Lichtenstein: A Retrospective at the Tate Modern

-This exhibition is now closed-

Lichtenstein: A Retrospective, the new exhibition at the Tate Modern, is a superbly-curated show, featuring over 100 works by Lichtenstein and exploring the artist’s legacy.

The most enduring quality of Lichtenstein’s work is its inherent accessibility. The familiar bright colours, clean lines, Ben-Day dots and comic-book sensibilities that characterise Lichtenstein’s art make it irresistibly inviting and fun; camouflage for the artist’s attempts to defamiliarise the viewer’s perception of popular media and art. In his brushstroke paintings, in which streaks of paint are frozen in characteristic comic-book style, Lichtenstein sends up the abstract-impressionist concept of the brushstroke as an emotionally spontaneous artistic expression. Step-On Can With Leg is Lichtenstein’s celebration of the innovation of the pedal bin, investing what could be a simple advertisement with the status of an artwork and wryly drawing attention to the modern obsession with home convenience. In his Picasso-inspired Femme d’Alger, Lichtenstein reduces Picasso’s style to its nuts-and-bolts, immediately-recognisable visual elements, highlighting the basic status of the masterpiece as just another consumer culture object.
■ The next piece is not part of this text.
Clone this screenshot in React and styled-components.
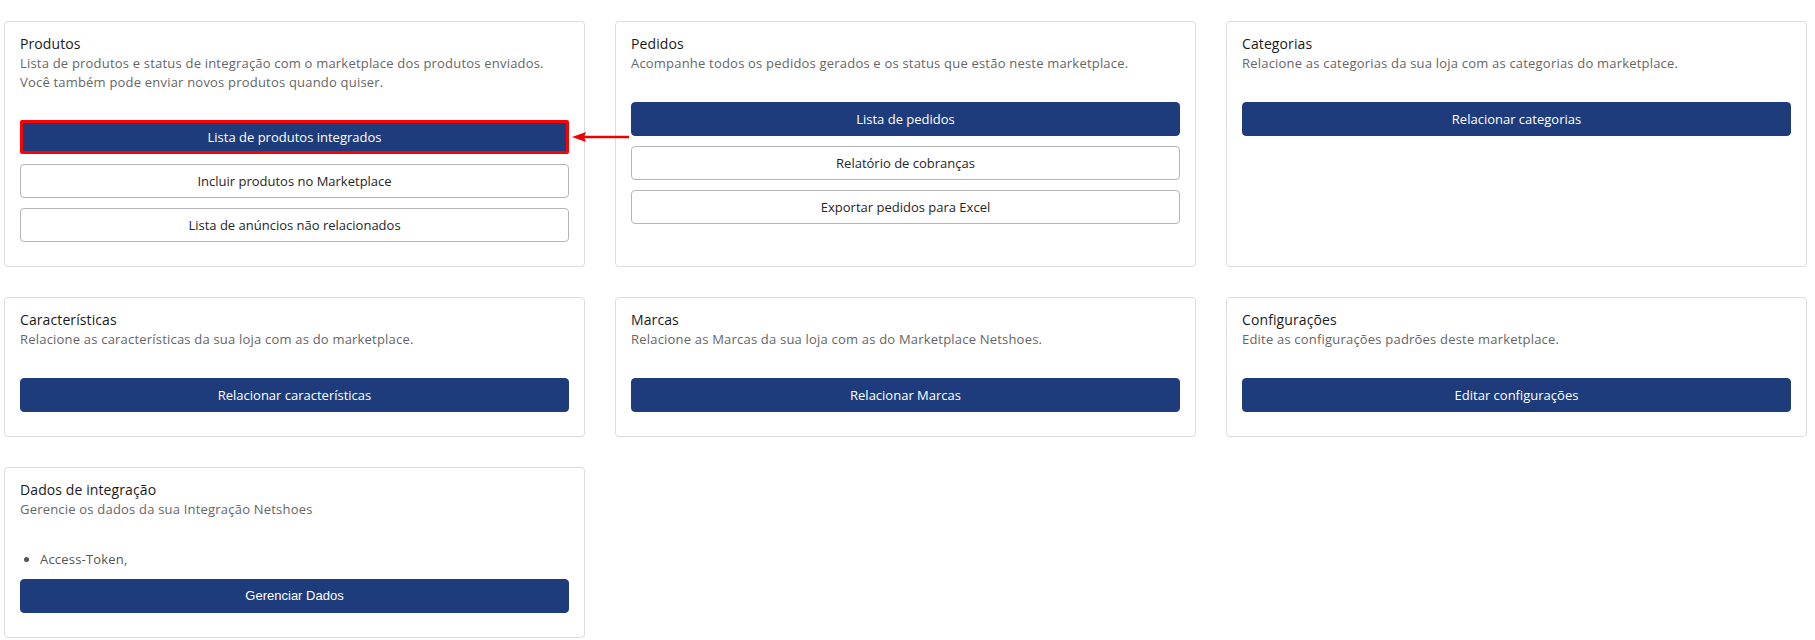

In his later 1990s works, such as Interior With Nude Leaving, the Ben-Day dots that Lichtenstein made famous in the 1960s expand beyond the borders of the objects in the painting, giving a collage effect that suggests Lichtenstein’s critical awareness of his own significant influence on popular art.

However wryly-observed, the instant friendliness of Lichtenstein’s work means it never comes across as aggressive or elitist. It is not an attack against popular culture but rather a tongue-in-cheek celebration of it, exalting the banal and placing it on a level footing with ‘serious’ high art.

The exhibition is open until 27 May.